Holly Star (2018)
1/10
Nothing can save this film
24 December 2021
Warning: Spoilers
Avoid this completely.

We generally will watch anything for fun as we are relaxing by the fire after a busy day in the Christmas season.

This film had promise. The initial setup seemed like a good start. A puppeteer in NYC fails at a must-make-it job and then returns to her parents' home in Maine, convinced she is finished in life.

A "quirky" cast of characters intersect with her life, especially when she has a flash of insight about a mysterious past even when she narrowly escapes death.

But the clews in her premonition aren't enough to solve the mystery, so she tries to recover her past through hypnosis and then by repeating the near-death experience.

Then, near the end of the movie, she has a flash of insight and finds the real meaning of the dream/premonition because -

Ope. The movie just ends.

Yikes.

We watched this with another couple and all of us shouted our dismay at this terrible, manipulative ending. NOTHING THAT HAPPENED IN THE FILM MATTERED.

The protagonist "learned something special." Everything else was just a set of MacGuffins.

The puppeteer aspect? DID NOT NEED TO BE A PART OF THIS AT ALL.

The near-broken down car? What?

The "Chekov's gun" in the first scenes? (The walkie talkie.) Not used to advance the plot in any way that mattered.
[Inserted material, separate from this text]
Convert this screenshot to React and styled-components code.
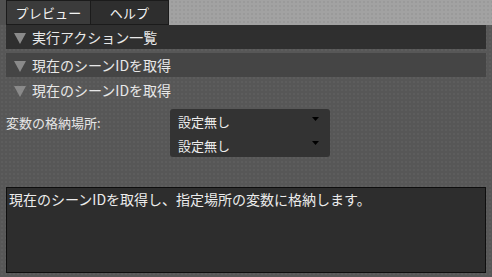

The love interest? More like the love skim and turn away. Not a single spark between them.

Nothing made sense with regards to plot or pacing or character development or anything that makes a movie something that is more than 90 minutes of colorful lights on the screen.

I do not fault the actors. They played their roles well, but their roles/characters were limited by the script, and as usual with these Christmas movies, they couldn't make obvious inferences from events or ask the right questions or learn from previous mistakes.

This was a terrible script.

I think about how there are so many directors and producers and actors and stagehands and all the rest who are looking for work, and Netflix throws money at these films that seem to be put together by a film crew working as hostages.

It seems that the film itself was recomposed in the editing room, but it still didn't make sense.